A number of IAM members have spoken at this conference in the past and, by all accounts, it’s a fascinating and exciting project to be a part of. For those interested, abstracts are due in by November 30, 2008.

15 thoughts on “Full Coverage: Links From All Over (Nov. 13, 2008)

  1. Ugh.. I hate Miley Cyrus. That’s just completely diverted my attention from everything else in the post.

  2. haha i thought it was “in believe we change.” because the mole on their finger looked like a period.

  3. yeah, i don’t know why he placed “change” at the front. but whatever. i’m not a black president of anything, what do i know?

  4. Stephen Baldwin must have been higher than he looks to get that done! It’s like Michael Jackson getting MC tattooed somewhere.

  5. i thought Baldwin was an idiot BEFORE the MC tattoo. now, im so fucking sure of it! and the Cyrus chick is a B. Spears in the making……

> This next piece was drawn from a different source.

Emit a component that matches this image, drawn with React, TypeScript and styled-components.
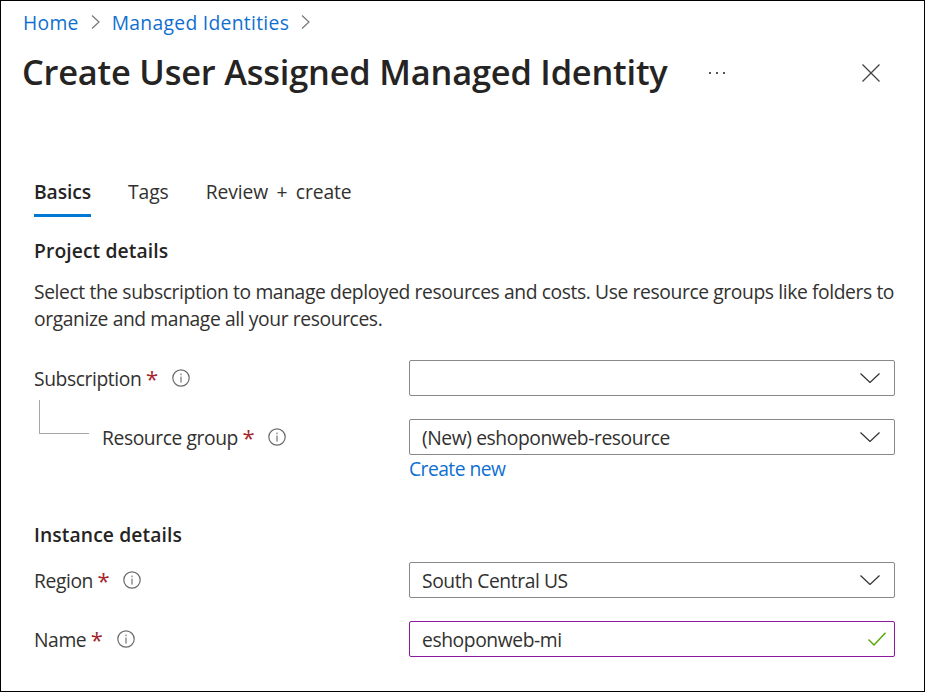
import { createGlobalStyle } from "styled-components";
import styled from "styled-components";

const GlobalStyle = createGlobalStyle`
  * { box-sizing: border-box; }
  html, body { margin: 0; padding: 0; background: #fff; }
  body {
    font-family: "Open Sans", "Noto Sans", "Liberation Sans", sans-serif;
    color: #323130;
  }
`;

function Chevron() {
  return (
    <svg width="20" height="10" viewBox="0 0 20 10" fill="none">
      <path d="M0.5 0.5 L10 9.5 L19.5 0.5" stroke="#323130" strokeWidth="1.2" />
    </svg>
  );
}

function Crumb() {
  return (
    <svg width="9" height="14" viewBox="0 0 9 14" fill="none">
      <path d="M1 0.5 L8 7 L1 13.5" stroke="#777" strokeWidth="1.2" />
    </svg>
  );
}

function Info() {
  return (
    <svg width="18" height="18" viewBox="0 0 18 18" fill="none">
      <circle cx="9" cy="9" r="8.2" stroke="#6b6a69" strokeWidth="1.2" />
      <rect x="8.3" y="7.6" width="1.4" height="6" fill="#8a8886" />
      <rect x="8.3" y="4.6" width="1.4" height="1.6" fill="#8a8886" />
    </svg>
  );
}

export default function App() {
  return (
    <>
      <GlobalStyle />
      <Frame>
        <Breadcrumb>
          <CrumbLink>Home</CrumbLink>
          <Crumb />
          <CrumbLink>Managed Identities</CrumbLink>
          <Crumb />
        </Breadcrumb>

        <TitleRow>
          <Title>Create User Assigned Managed Identity</Title>
          <More>
            <i />
            <i />
            <i />
          </More>
          <CloseIcon width="18" height="18" viewBox="0 0 18 18" fill="none">
            <path d="M0.5 0.5 L17.5 17.5 M17.5 0.5 L0.5 17.5" stroke="#444" strokeWidth="1.3" />
          </CloseIcon>
        </TitleRow>

        <Body>
          <Tabs>
            <Tab $active>Basics</Tab>
            <Tab>Tags</Tab>
            <Tab>Review + create</Tab>
          </Tabs>

          <SectionHeading>Project details</SectionHeading>
          <Description>
            Select the subscription to manage deployed resources and costs. Use resource groups like folders to
            organize and manage all your resources.
          </Description>

          <Form $top={28}>
            <Label>
              Subscription <Star>*</Star>
              <Info />
            </Label>
            <Field />
            <Chain />
            <Label $indent>
              Resource group <Star>*</Star>
              <Info />
            </Label>
            <div>
              <Field>(New) eshoponweb-resource</Field>
              <CreateNew>Create new</CreateNew>
            </div>
          </Form>

          <SectionHeading $top={38}>Instance details</SectionHeading>
          <Form $top={13}>
            <Label>
              Region <Star>*</Star>
              <Info />
            </Label>
            <Field>South Central US</Field>
            <Label>
              Name <Star>*</Star>
              <Info />
            </Label>
            <Field $valid>eshoponweb-mi</Field>
          </Form>
        </Body>
      </Frame>
    </>
  );
}

function Field({ children, $valid }: { children?: React.ReactNode; $valid?: boolean }) {
  return (
    <FieldBox $valid={$valid}>
      <span>{children}</span>
      {$valid ? (
        <svg width="18" height="14" viewBox="0 0 18 14" fill="none">
          <path d="M0.5 7.5 L6 13 L17.5 0.8" stroke="#57a300" strokeWidth="1.4" />
        </svg>
      ) : (
        <Chevron />
      )}
    </FieldBox>
  );
}

const Frame = styled.div`
  position: relative;
  width: 925px;
  height: 692px;
  overflow: hidden;
  border: 1px solid #000;
  padding: 6px 0 0 21px;
`;

const Breadcrumb = styled.nav`
  display: flex;
  align-items: center;
  gap: 12px;
  height: 30px;
  padding-left: 1px;
`;

const CrumbLink = styled.a`
  color: #0f6fd1;
  font-size: 19.3px;
  letter-spacing: 0.3px;
`;

const TitleRow = styled.div`
  display: flex;
  align-items: center;
  height: 40px;
  margin-top: 16px;
`;

const Title = styled.h1`
  margin: 0;
  width: 687px;
  padding-bottom: 4px;
  font-size: 34.4px;
  font-weight: 600;
  color: #252423;
  letter-spacing: -0.2px;
  white-space: nowrap;
`;

const More = styled.div`
  display: flex;
  gap: 5px;
  width: 153px;

  i {
    width: 2px;
    height: 2px;
    background: #555;
  }
`;

const CloseIcon = styled.svg`
  display: block;
`;

const Body = styled.div`
  padding: 0 0 0 12px;
`;

const Tabs = styled.div`
  display: flex;
  gap: 37px;
  margin-top: 82px;
`;

const Tab = styled.div<{ $active?: boolean }>`
  height: 42px;
  padding-top: 3px;
  font-size: 19.3px;
  letter-spacing: -0.1px;
  word-spacing: 3.5px;
  font-weight: ${(p) => (p.$active ? 600 : 400)};
  color: ${(p) => (p.$active ? "#252423" : "#323130")};
  border-bottom: 3px solid ${(p) => (p.$active ? "#0078d4" : "transparent")};
`;

const SectionHeading = styled.h2<{ $top?: number }>`
  margin: ${(p) => p.$top ?? 20}px 0 0;
  font-size: 19.3px;
  line-height: 28px;
  font-weight: 600;
  letter-spacing: 0.1px;
  color: #252423;
`;

const Description = styled.p`
  margin: 13px 0 0;
  width: 870px;
  font-size: 19.3px;
  line-height: 27px;
  letter-spacing: -0.4px;
  color: #323130;
`;

const Form = styled.div<{ $top: number }>`
  position: relative;
  display: grid;
  grid-template-columns: 375px 486px;
  row-gap: 23px;
  margin-top: ${(p) => p.$top}px;
`;

const Label = styled.label<{ $indent?: boolean }>`
  display: flex;
  align-items: center;
  height: 36px;
  padding-left: ${(p) => (p.$indent ? 68 : 0)}px;
  font-size: 19.3px;
  letter-spacing: -0.42px;
  white-space: pre;

  svg {
    margin-left: 14px;
  }
`;

const Star = styled.span`
  color: #a4262c;
  font-size: 22px;
  line-height: 1;
`;

const FieldBox = styled.div<{ $valid?: boolean }>`
  display: flex;
  align-items: center;
  justify-content: space-between;
  height: 36px;
  padding: 0 ${(p) => (p.$valid ? 8 : 14)}px 0 12px;
  border: 1px solid ${(p) => (p.$valid ? "#8b1a9e" : "#8a8886")};
  border-radius: 2px;
  font-size: 19.3px;
  letter-spacing: -0.42px;
`;

const CreateNew = styled.a`
  display: block;
  line-height: 28px;
  font-size: 19.3px;
  letter-spacing: -0.55px;
  color: #0f6fd1;
`;

const Chain = styled.div`
  position: absolute;
  left: 5px;
  top: 40px;
  width: 50px;
  height: 34px;
  border-left: 1px solid #a6a6a6;
  border-bottom: 1px solid #a6a6a6;
`;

  6. I’m all for the academic study of body mods, but that blurb is some of the worst academic gobbledygook I’ve ever read. Most of it means almost exactly nothing. Here’s a translation:

    ‘Somatechnics’ is a fancy neologism meaning body modification. By it, we mean everything the body modification community means by ‘body modification.’ We are interested in both bodies and modification. We think of them holistically, so that the bodies and the means of modifying them are a single unit. This kind of thinking is trendy.

  7. TripleHelix: I must disagree. Although it is true that academics are tendentiously and occasionally needlessly loquacious, the above is hardly what I would call the worst of the gobbledygook out there, and is fairly in line with the tone, content and diction of most calls for papers/panels. More specifically, I disagree with your translation of soma technics. As is so often the case with academes, the term arises (and I must admit some bias towards the defensive, as I’ve heard the explanation of the term from Susan Stryker, who coined it, although she would probably reject the term academic in favor of radical archivist) from the Greek, for soma (body) and techne (which she translated as practices, although there are other possible interpretations). Simply put, the conference deals with practices of the body, which includes but is not limited to what the body modification community means by body modification, which I think would likely be too narrow for the confines (such as they are) of the conference, which I believe this year has an added focus on technology.
    I don’t mean to come across as overly pedantic and I realize that I’m probably too partial to this kind of language. It’s just that it irks me when you replace (rather cynically and dismissively so) a fairly straightforward description with an inaccurate translation, especially when the original text is a call for an open dialogue on our community (whatever that is).

  8. Bwhwhwhwhahahahahaha. I completely agree head asplode IS the funniest thing I’ve heard in a long time as well.

    Miley Cyrus, Stephen Baldwin and GW walk into the oval office. … it’s like the start of a bad joke.